「タイトルなし(ネタバレ)」夜顔 りゃんひささんの映画レビュー(感想・評価)
タイトルなし(ネタバレ)
パリのコンサート会場。
アンリ(ミシェル・ピコリ)は、ある女性(ビュル・オジエ)を見かける。
彼女の名はセヴリーヌ。
かつての友人の妻で、今は未亡人。
コンサート終了後、アンリはセヴリーヌを追いかけるが・・・
といった物語で、ブニュエル『昼顔』の後日譚。
『昼顔』は40年ほど前に観たきり。
細部は忘れていましたが、本作中で、バーテンダーに対してアンリがいきさつを語るので、観ていなくても忘れていても大丈夫なつくりになっています。
さてセヴリーヌをつけ回したアンリは、運よく彼女を捕まえることが出来、ディナーをともにする。
そこで、彼は奥底のサディズムを静かに静かに発揮する・・・
ディナーのカメラポジションが秀逸で、最初は窓を奥にして左にアンリの席、右にセヴリーヌの席。
この時は、まだセヴリーヌは到着していない。
彼女が着席した後、カメラは窓を背にするポジションに切り替えられ、右にアンリ、左にセヴリーヌとなる。
その後、会話が進むにしたがって、カメラはセヴリーヌの後ろ側になり、カットバック。
クライマックスで、再び窓を奥にするポジションとなり、カメラは時計回りで一周した形。

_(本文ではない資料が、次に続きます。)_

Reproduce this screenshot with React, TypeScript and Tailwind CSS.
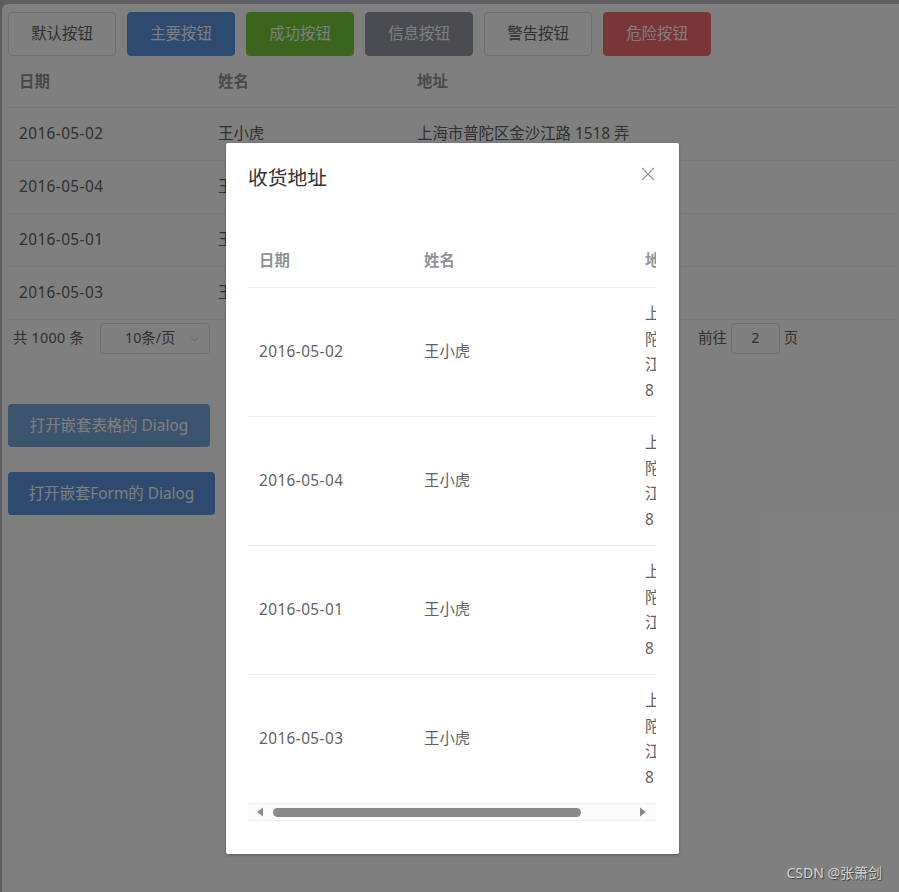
import { ChevronDown, ChevronLeft, ChevronRight } from 'lucide-react';

const buttons = [
  { label: '默认按钮', cls: 'bg-white border-[#dcdfe6] text-[#606266]' },
  { label: '主要按钮', cls: 'bg-[#5a96dc] border-[#5a96dc] text-white' },
  { label: '成功按钮', cls: 'bg-[#76c83a] border-[#76c83a] text-white' },
  { label: '信息按钮', cls: 'bg-[#9699a2] border-[#9699a2] text-white' },
  { label: '警告按钮', cls: 'bg-white border-[#dcdfe6] text-[#606266]' },
  { label: '危险按钮', cls: 'bg-[#f56c6c] border-[#f56c6c] text-white' },
];

const rows = [
  { date: '2016-05-02', name: '王小虎', address: '上海市普陀区金沙江路 1518 弄' },
  { date: '2016-05-04', name: '王小虎', address: '上海市普陀区金沙江路 1518 弄' },
  { date: '2016-05-01', name: '王小虎', address: '上海市普陀区金沙江路 1518 弄' },
  { date: '2016-05-03', name: '王小虎', address: '上海市普陀区金沙江路 1518 弄' },
];

const pages = ['1', '2', '3', '4', '5', '6', '…', '100'];

function BackTable() {
  return (
    <div className="w-[888px] text-[15.4px] text-[#606266]">
      <div className="flex h-[52px] items-center border-b border-[#ebeef5] font-bold text-[#909399]">
        <div className="w-[199px] pl-[11px]">日期</div>
        <div className="w-[199px] pl-[11px]">姓名</div>
        <div className="flex-1 pl-[11px]">地址</div>
      </div>
      {rows.map((row, index) => (
        <div
          key={`back-row-${index}`}
          className="flex h-[53px] items-center border-b border-[#ebeef5]"
        >
          <div className="w-[199px] pl-[11px] tracking-[0.4px]">{row.date}</div>
          <div className="w-[199px] pl-[11px]">{row.name}</div>
          <div className="flex-1 pl-[11px]">{row.address}</div>
        </div>
      ))}
    </div>
  );
}

function Pagination() {
  return (
    <div className="mt-[2px] flex h-[32px] items-center pl-[5px] text-[14.3px] text-[#606266]">
      <span className="mr-[16px] tracking-[0.3px]">共 1000 条</span>
      <div className="relative flex h-[31px] w-[110px] items-center justify-center rounded-[4px] border border-[#dcdfe6] pr-[10px]">
        10条/页
        <ChevronDown className="absolute right-[8px] top-[9px] h-[13px] w-[13px] text-[#c0c4cc]" strokeWidth={1.5} />
      </div>
      <div className="ml-[11px] flex items-center">
        <ChevronLeft className="mx-[10px] h-[14px] w-[14px] text-[#303133]" />
        {pages.map((p) => (
          <span
            key={`page-${p}`}
            className={`w-[39px] text-center font-bold ${p === '2' ? 'text-[#409eff]' : 'text-[#303133]'}`}
          >
            {p}
          </span>
        ))}
        <ChevronRight className="mx-[10px] h-[14px] w-[14px] text-[#303133]" />
      </div>
      <div className="ml-[97px] flex items-center">
        <span>前往</span>
        <div className="mx-[4px] flex h-[31px] w-[49px] items-center justify-center rounded-[4px] border border-[#dcdfe6]">
          2
        </div>
        <span>页</span>
      </div>
    </div>
  );
}

function DialogTable() {
  return (
    <div className="w-[408px] overflow-hidden text-[15.4px] text-[#606266]">
      <div className="w-[700px]">
        <div className="flex h-[53px] w-[408px] items-center border-b border-[#ebeef5] font-bold text-[#909399]">
          <div className="w-[165px] shrink-0 pl-[11px]">日期</div>
          <div className="w-[220px] shrink-0 pl-[11px]">姓名</div>
          <div className="shrink-0 pl-[12px]">地址</div>
        </div>
        {rows.map((row, index) => (
          <div
            key={`dlg-row-${index}`}
            className="flex h-[129px] w-[408px] items-center border-b border-[#ebeef5]"
          >
            <div className="w-[165px] shrink-0 pl-[11px] tracking-[0.4px]">{row.date}</div>
            <div className="w-[220px] shrink-0 pl-[11px]">{row.name}</div>
            <div className="ml-[12px] w-[64px] shrink-0 break-all leading-[25.5px]">
              {row.address}
            </div>
          </div>
        ))}
      </div>
      <div className="flex h-[17px] items-center border-b border-[#ebeef5] bg-[#fafafa]">
        <svg width="8" height="10" viewBox="0 0 8 10" className="ml-[8px]">
          <path d="M1 5 L7 0.5 L7 9.5 Z" fill="#8a8a8a" />
        </svg>
        <div className="ml-[9px] h-[9px] w-[308px] rounded-full bg-[#8a8a8a]" />
        <svg width="8" height="10" viewBox="0 0 8 10" className="ml-auto mr-[9px]">
          <path d="M7 5 L1 0.5 L1 9.5 Z" fill="#8a8a8a" />
        </svg>
      </div>
    </div>
  );
}

export default function App() {
  return (
    <div className="relative h-[892px] w-[899px] overflow-hidden bg-[#b9b9c2] pl-[2px] pt-[4px] font-['Noto_Sans','Noto_Sans_CJK_SC',sans-serif]">
      <div className="h-full rounded-tl-[6px] bg-white pl-[6px] pt-[8px]">
        <div className="flex gap-[11px]">
          {buttons.map((b) => (
            <button
              key={b.label}
              className={`h-[44px] w-[108px] rounded-[4px] border text-[15.4px] ${b.cls}`}
            >
              {b.label}
            </button>
          ))}
        </div>

        <BackTable />
        <Pagination />

        <div className="mt-[50px] flex flex-col items-start gap-[25px]">
          <button className="h-[43px] w-[202px] rounded-[4px] bg-[#7aa8dc] text-[15.4px] text-white">
            打开嵌套表格的 Dialog
          </button>
          <button className="h-[43px] w-[207px] rounded-[4px] bg-[#5a96dc] text-[15.4px] text-white">
            打开嵌套Form的 Dialog
          </button>
        </div>
      </div>

      <div className="absolute inset-0 bg-black/50" />

      <div className="absolute left-[226px] top-[143px] w-[453px] rounded-[2px] bg-white shadow-[0_1px_3px_rgba(0,0,0,0.3)]">
        <div className="relative px-[22px] pb-[11px] pt-[22px]">
          <span className="text-[19.8px] leading-[26px] text-[#303133]">收货地址</span>
          <svg
            width="14"
            height="14"
            viewBox="0 0 14 14"
            className="absolute right-[24px] top-[24px]"
          >
            <path d="M1 1 L13 13 M13 1 L1 13" stroke="#909399" strokeWidth="1.2" fill="none" />
          </svg>
        </div>
        <div className="px-[22px] pb-[33px] pt-[33px]">
          <DialogTable />
        </div>
      </div>

      <span className="absolute bottom-[9px] right-[17px] text-[14px] text-[#d4d4d4] [text-shadow:1px_1px_1px_rgba(0,0,0,0.5)]">
        CSDN @张箫剑
      </span>
    </div>
  );
}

これは、過去にアンリがセヴリーヌに弄ばれたことの意趣返し、主客転倒の暗喩なのだろうが、そんなことに気づかなくても、クライマックス、カメラが元のポジションに戻った際の暗闇や?燭の炎の美しさを堪能すればいいでしょう。
何本かある蝋燭の火が消えるまでの長いワンショット。
見事。
(撮影は、サビーヌ・ランスランとフランシスコ・オリヴェイラ)。
唐突にドアの外、廊下に現れる鶏のショッキングさなど、一種のスリラーとして観て、楽しみました。